I want to turn my focus, then, on some of the other characters and how they function in the narrative. In other famous late Victorian stories like Stoker's Dracula, upstanding members of society assemble documents together for the purpose of successfully discovering and then defeating the monster. Stevenson's group of respectable "professional men"--Utterson, Lanyon, Guest, and also Poole might be included as one who occupies a specific professional role, though not middle-class as the rest--fail, however, to discover anything at all and in the end, the monster destroys himself. Yet the narrative's inclusion of documents in the form of Jekyll's will, his letters, and chapter headings and subject matter that like official accounts like newspaper articles or court testimony ("The Carew Murder Case," "Incident of the Letter," "Remarkable Incident of Dr. Lanyon") reminds us of works like Dracula, sensation fiction novels like Collins's Woman in White, or detective fiction. These official or official-like accounts, however, are impotent as far as solving the mystery goes. The mystery is controlled to the very end by the possessor of the secret: Jekyll (and then Lanyon, in Jekyll's service) compels Utterson not to open the letters which reveal the full truth to him until after everything has been fully-played out. The reason given for Utterson's following these directions is the bond of friendship, of male camaraderie of early years. This camaraderie and close bonds of male friendship, however, prove to  ensure Jekyll's final isolation. He is alone from beginning to end.

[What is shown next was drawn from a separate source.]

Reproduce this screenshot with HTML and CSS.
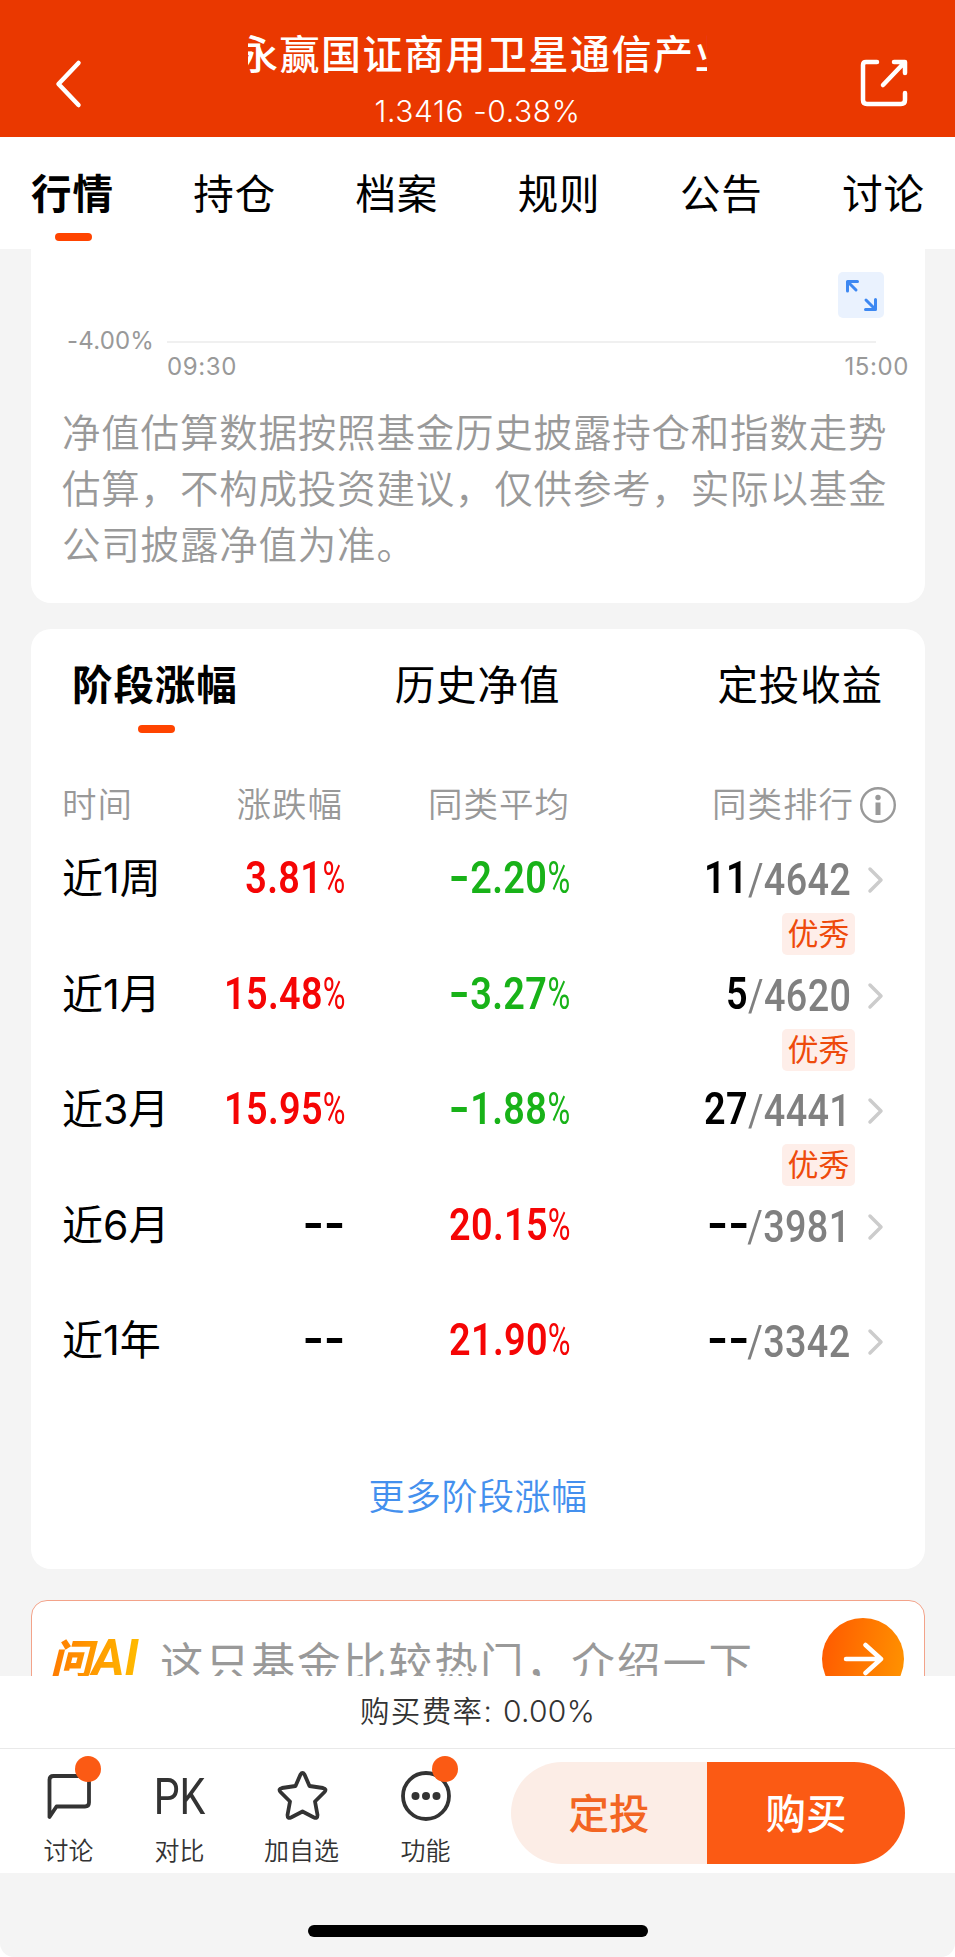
FILE: index.html
```html
<!DOCTYPE html>
<html lang="zh-CN">

<head>
    <meta charset="UTF-8">
    <meta name="viewport" content="width=device-width, initial-scale=1.0">
    <title>永赢国证商用卫星通信产业</title>
    <link rel="stylesheet" href="styles.css">
</head>

<body>
    <header class="header">
        <svg class="back" width="30" height="54" viewBox="0 0 30 54">
            <path d="M25.500 7 L5.500 28 L25.500 49" />
        </svg>
        <div class="fund">
            <h1><span>永赢国证商用卫星通信产业</span></h1>
            <p>1.3416 -0.38%</p>
        </div>
        <svg class="share" width="54" height="54" viewBox="0 0 54 54">
            <path d="M19 6 H8 Q5 6 5 9 V44 Q5 48 9 48 H43 Q47 48 47 44 V37" />
            <path d="M25 29 L46 7 M36 6 H47 V17" />
        </svg>
    </header>

    <nav class="tabs">
        <a class="active">行情</a>
        <a>持仓</a>
        <a>档案</a>
        <a>规则</a>
        <a>公告</a>
        <a>讨论</a>
    </nav>

    <main>
        <section class="card estimate">
            <div class="expand">
                <svg width="46" height="46" viewBox="0 0 46 46">
                    <path d="M9.500 19 V9.500 H19.500 M10 10 L18 18" />
                    <path d="M27.500 37.500 H37.500 V27.500 M28 28 L37 37" />
                </svg>
            </div>
            <div class="axis">
                <span>-4.00%</span>
                <i></i>
            </div>
            <div class="times">
                <span>09:30</span>
                <span>15:00</span>
            </div>
            <p class="notice">净值估算数据按照基金历史披露持仓和指数走势估算，不构成投资建议，仅供参考，实际以基金公司披露净值为准。</p>
        </section>

        <section class="card stage">
            <div class="stage-tabs">
                <a class="active">阶段涨幅</a>
                <a>历史净值</a>
                <a>定投收益</a>
            </div>
            <div class="row head">
                <span>时间</span>
                <span class="change">涨跌幅</span>
                <span class="average">同类平均</span>
                <span class="rank">同类排行<svg width="38" height="38" viewBox="0 0 38 38">
                        <circle cx="19" cy="19" r="16.800" />
                        <path d="M19 16.500 V29" />
                        <circle class="dot" cx="19" cy="11.500" r="2.700" />
                    </svg></span>
            </div>
            <div class="row">
                <span class="period">近<b>1</b>周</span>
                <span class="change num red">3.81<i>%</i></span>
                <span class="average num green"><u></u>2.20<i>%</i></span>
                <span class="rank"><span class="num">11<small><em>/</em>4642</small></span><svg width="20" height="30" viewBox="0 0 20 30"><path d="M5 4 L16 15 L5 26" /></svg></span>
                <span class="tag">优秀</span>
            </div>
            <div class="row">
                <span class="period">近<b>1</b>月</span>
                <span class="change num red">15.48<i>%</i></span>
                <span class="average num green"><u></u>3.27<i>%</i></span>
                <span class="rank"><span class="num">5<small><em>/</em>4620</small></span><svg width="20" height="30" viewBox="0 0 20 30"><path d="M5 4 L16 15 L5 26" /></svg></span>
                <span class="tag">优秀</span>
            </div>
            <div class="row">
                <span class="period">近3月</span>
                <span class="change num red">15.95<i>%</i></span>
                <span class="average num green"><u></u>1.88<i>%</i></span>
                <span class="rank"><span class="num">27<small><em>/</em>4441</small></span><svg width="20" height="30" viewBox="0 0 20 30"><path d="M5 4 L16 15 L5 26" /></svg></span>
                <span class="tag">优秀</span>
            </div>
            <div class="row">
                <span class="period">近6月</span>
                <span class="change num"><u></u><u></u></span>
                <span class="average num red">20.15<i>%</i></span>
                <span class="rank"><span class="num"><u></u><u></u><small><em>/</em>3981</small></span><svg width="20" height="30" viewBox="0 0 20 30"><path d="M5 4 L16 15 L5 26" /></svg></span>
            </div>
            <div class="row">
                <span class="period">近<b>1</b>年</span>
                <span class="change num"><u></u><u></u></span>
                <span class="average num red">21.90<i>%</i></span>
                <span class="rank"><span class="num"><u></u><u></u><small><em>/</em>3342</small></span><svg width="20" height="30" viewBox="0 0 20 30"><path d="M5 4 L16 15 L5 26" /></svg></span>
            </div>
            <a class="more">更多阶段涨幅</a>
        </section>

        <section class="ask">
            <span class="logo">问<b>AI</b></span>
            <span class="question">这只基金比较热门，介绍一下</span>
            <span class="go">
                <svg width="82" height="82" viewBox="0 0 82 82">
                    <path d="M24 41 H59 M43.500 27 L59 41 L43.500 55" />
                </svg>
            </span>
        </section>
    </main>

    <footer>
        <div class="fee">购买费率: <span>0.00%</span></div>
        <div class="bar">
            <a class="item">
                <svg width="56" height="56" viewBox="0 0 56 56">
                    <path d="M8.500 49 V12 Q8.500 8 12.500 8 H44 Q48 8 48 12 V34.500 Q48 38.500 44 38.500 H15.500 Z" />
                </svg>
                <span class="badge"></span>
                讨论
            </a>
            <a class="item">
                <span class="pk">PK</span>
                对比
            </a>
            <a class="item">
                <svg width="56" height="56" viewBox="0 0 56 56">
                    <path d="M26.500 6.500 Q28.500 3.500 30.500 6.500 L35.500 18 L49 20 Q53 21 50.500 24 L41 33.500 L43.500 47 Q43.500 51 40 49.500 L28.500 43.500 L17 49.500 Q13.500 51 13.500 47 L16 33.500 L6.500 24 Q4 21 8 20 L21.500 18 Z" />
                </svg>
                加自选
            </a>
            <a class="item">
                <svg width="56" height="56" viewBox="0 0 56 56">
                    <circle cx="28" cy="28" r="23" />
                    <circle class="dot" cx="17.500" cy="28" r="4" />
                    <circle class="dot" cx="28" cy="28" r="4" />
                    <circle class="dot" cx="38.500" cy="28" r="4" />
                </svg>
                <span class="badge"></span>
                功能
            </a>
            <div class="buttons">
                <button class="plan">定投</button>
                <button class="buy">购买</button>
            </div>
        </div>
    </footer>
    <div class="home"><i></i></div>
</body>

</html>
```

FILE: styles.css
```css
* {
    box-sizing: border-box;
}

body {
    font-family: Inter, "Noto Sans CJK SC", sans-serif;
    margin: 0;
    background-color: #fff;
    color: #000;
    width: 955px;
    height: 1957px;
    display: flex;
    flex-direction: column;
    overflow: hidden;
}

h1,
p {
    margin: 0;
    font-weight: normal;
}

svg {
    display: block;
    flex: none;
    fill: none;
    stroke-linecap: round;
    stroke-linejoin: round;
}

i,
em {
    font-style: normal;
}

/* header */
.header {
    height: 137px;
    flex: none;
    background-color: #ea3800;
    color: #fff;
    display: flex;
    padding-left: 53px;
}

.header svg {
    stroke: #fff;
    stroke-width: 4.5;
    margin-top: 56px;
}

.fund {
    width: 459px;
    margin: 27px 151px 0 165px;
    text-align: center;
}

.fund h1 {
    font-size: 40px;
    line-height: 56px;
    font-weight: 500;
    letter-spacing: 1.5px;
    overflow: hidden;
    display: flex;
    white-space: nowrap;
}

.fund h1 span {
    margin-left: -10px;
}

.fund p {
    font-size: 30px;
    line-height: 40px;
    margin-top: 8px;
    font-weight: 350;
    letter-spacing: 0.6px;
}

/* tabs */
.tabs {
    height: 112px;
    flex: none;
    display: flex;
    justify-content: space-between;
    padding: 0 30px 0 31px;
    font-size: 40.5px;
    line-height: 115px;
    letter-spacing: 0.9px;
}

.tabs a,
.stage-tabs a {
    position: relative;
    font-weight: 400;
}

.tabs .active,
.stage-tabs .active {
    font-weight: 600;
}

.active::after {
    content: "";
    position: absolute;
    left: 50%;
    margin-left: -17px;
    top: 96px;
    width: 37px;
    height: 8px;
    border-radius: 4px;
    background-color: #ff4400;
}

/* cards */
main {
    height: 1427px;
    flex: none;
    background-color: #f4f4f4;
    padding: 0 30px 0 31px;
    overflow: hidden;
}

.card {
    background-color: #fff;
    border-radius: 20px;
}

.estimate {
    height: 354px;
    border-radius: 0 0 20px 20px;
    padding: 23px 16px 0 31px;
    color: #999;
}

.expand {
    width: 46px;
    height: 46px;
    margin-left: 776px;
    border-radius: 5px;
    background-color: #eaf2fe;
}

.expand svg {
    stroke: #3d88f2;
    stroke-width: 3;
}

.axis {
    display: flex;
    align-items: center;
    height: 30px;
    margin-top: 7px;
    font-size: 24px;
    letter-spacing: 0.2px;
}

.axis span {
    width: 105px;
    padding-left: 5px;
}

.axis i {
    width: 709px;
    height: 2px;
    margin-top: 4px;
    background-color: #f0f0f0;
}

.times {
    display: flex;
    justify-content: space-between;
    padding-left: 105px;
    font-size: 24px;
    line-height: 24px;
    letter-spacing: 0.6px;
}

.notice {
    margin-top: 26px;
    width: 828px;
    font-size: 38.5px;
    line-height: 56px;
    letter-spacing: 0.8px;
    font-weight: 350;
}

.stage {
    margin-top: 26px;
    height: 940px;
}

.stage-tabs {
    display: flex;
    justify-content: space-between;
    height: 112px;
    padding: 0 42px 0 41px;
    font-size: 40.5px;
    line-height: 114px;
    letter-spacing: 0.9px;
}

.row {
    display: grid;
    grid-template-columns: 150px 131px 225px 1fr;
    grid-template-rows: 70px 45.6px;
    padding: 0 31px;
    height: 115.6px;
}

.head {
    height: 60px;
    margin-top: 34px;
    grid-template-rows: 60px;
    font-size: 34.5px;
    line-height: 60px;
    letter-spacing: 1px;
    color: #999;
    font-weight: 350;
}

.head + .row {
    margin-top: 8px;
}

.change,
.average {
    justify-self: end;
    margin-right: 0;
}

.head .average {
    margin-right: -2px;
}

.head .rank {
    display: flex;
    justify-content: flex-end;
    align-items: center;
    margin-right: -3px;
}

.head svg {
    margin-left: 5px;
    stroke: #999;
    stroke-width: 2.4;
}

.head path {
    stroke-width: 5;
    stroke-linecap: butt;
}

.head .dot {
    fill: #999;
    stroke: none;
}

.period {
    font-size: 41px;
    line-height: 70px;
    font-weight: 400;
    white-space: nowrap;
}

.period b {
    font-weight: 400;
}

/* narrow figures */
.num {
    font-family: Roboto, sans-serif;
    font-size: 44.5px;
    line-height: 70px;
    font-weight: 600;
    white-space: nowrap;
    letter-spacing: 0.4px;
    transform: scaleX(0.85);
    transform-origin: right;
}

.num i {
    font-weight: 400;
    display: inline-block;
    width: 24px;
    letter-spacing: 0;
    transform: scaleX(0.82);
    transform-origin: left;
}

.num u {
    display: inline-block;
    width: 18px;
    height: 5px;
    margin: 0 1px 12px 6px;
    background-color: currentColor;
    vertical-align: baseline;
}

.green u {
    margin-right: 4px;
}

.num small {
    font-size: 44.5px;
    font-weight: 500;
    color: #808080;
    position: relative;
    top: 2px;
}

.num em {
    font-weight: 400;
}

.red {
    color: #f50505;
}

.green {
    color: #18b218;
}

.row .rank {
    display: flex;
    align-items: center;
    justify-content: flex-end;
}

.row:not(.head) .rank {
    margin-right: 9px;
}

.row:not(.head) .rank svg {
    margin: 4px 0 0 14px;
    stroke: #ccc;
    stroke-width: 3.5;
}

.tag {
    grid-column: 4;
    justify-self: end;
    width: 73px;
    height: 42px;
    margin: 0 39px 0 0;
    border-radius: 5px;
    background-color: #feeee9;
    color: #ee4a0c;
    font-size: 31px;
    line-height: 42px;
    text-align: center;
}

.more {
    display: block;
    margin-top: 46px;
    text-align: center;
    color: #4490ee;
    font-size: 36px;
    line-height: 60px;
    letter-spacing: 0.5px;
    font-weight: 350;
}

/* ask AI */
.ask {
    margin-top: 31px;
    height: 118px;
    border: 1.5px solid #f3a38a;
    border-radius: 16px;
    background-color: #fff;
    display: flex;
    align-items: center;
    padding: 0 20px 0 18px;
}

.logo {
    width: 110px;
    font-size: 42px;
    line-height: 60px;
    font-weight: 900;
    font-style: italic;
    white-space: nowrap;
    background: linear-gradient(90deg, #ff7a00, #ffb800 85px);
    background-clip: text;
    -webkit-background-clip: text;
    color: transparent;
}

.logo b {
    font-family: Roboto, sans-serif;
    font-size: 50px;
    font-weight: 700;
}

.question {
    flex: 1;
    font-size: 43.5px;
    letter-spacing: 2.2px;
    line-height: 60px;
    color: #999;
    white-space: nowrap;
    padding-top: 8px;
}

.go {
    width: 82px;
    height: 82px;
    border-radius: 50%;
    background: linear-gradient(100deg, #ff5800, #ff9500);
}

.go svg {
    stroke: #fff;
    stroke-width: 4.5;
}

/* footer */
footer {
    flex: none;
    height: 197px;
    color: #333;
}

.fee {
    height: 73px;
    border-bottom: 1px solid #e9e9e9;
    text-align: center;
    font-size: 29.5px;
    line-height: 71px;
    letter-spacing: 1.4px;
    font-weight: 350;
}

.fee span {
    font-size: 30px;
    font-weight: 350;
    letter-spacing: 0.3px;
}

.bar {
    display: grid;
    grid-template-columns: 111px 111px 133px 115px 394px;
    padding-left: 13px;
    height: 124px;
}

.item {
    position: relative;
    display: flex;
    flex-direction: column;
    align-items: center;
    padding-top: 19px;
    font-size: 25px;
    line-height: 54px;
    font-weight: 350;
}

.item svg {
    stroke: #333;
    stroke-width: 3.8;
}

.item .dot {
    fill: #333;
    stroke: none;
}

.pk {
    height: 56px;
    font-family: Roboto, sans-serif;
    font-size: 50px;
    line-height: 58px;
    font-weight: 400;
    transform: scaleX(0.82);
}

.badge {
    position: absolute;
    left: 50%;
    margin-left: 6px;
    top: 7px;
    width: 26px;
    height: 26px;
    border-radius: 50%;
    background-color: #fb5a14;
}

.buttons {
    display: flex;
    margin: 13px 0 0 28px;
    height: 102px;
    width: 394px;
    border-radius: 51px;
    overflow: hidden;
}

.buttons button {
    width: 196px;
    border: none;
    padding: 0 0 4px;
    font: 500 40.5px "Noto Sans CJK SC", sans-serif;
    background-color: #fcede6;
    color: #f36522;
}

.buttons .buy {
    width: 198px;
    background-color: #fb5a14;
    color: #fff;
}

.home {
    flex: 1;
    background-color: #f4f4f4;
    border-radius: 0 0 14px 14px;
    padding-top: 52px;
}

.home i {
    display: block;
    width: 340px;
    height: 12px;
    margin: 0 auto;
    border-radius: 6px;
    background-color: #000;
}
```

The impotence, then, both of the documents/testimony and of male friendship (and furthermore, the complete absence of female characters in the novella) might comment on the limits of middle-class bachelors living respectable, professional lives. Before the great struggles of human import (good versus evil), these men are rather useless: Lanyon broke off ties with his supposedly close friend Jekyll because Jekyll was thinking about ideas beyond the scope of what was acceptable for the polite scientific community, and Utterson's rather bland inclination to follow the rules of male homosociality prevents him from getting to the truth sooner so that he might help his friend. Perhaps, actually, the very first lines that sketch out Utterson's character are the most damning: he is fond of saying, "I incline to Cain's heresy," in that he would "let [his] brother go to the devil in his own way." This, exactly, is the whole problem with men like Utterson: he is well-liked because he has a "catholicity of good-nature" but as far as connecting with others on any level more than a superficial and tolerant friendliness (which polite society expects from him), he is fearfully inept.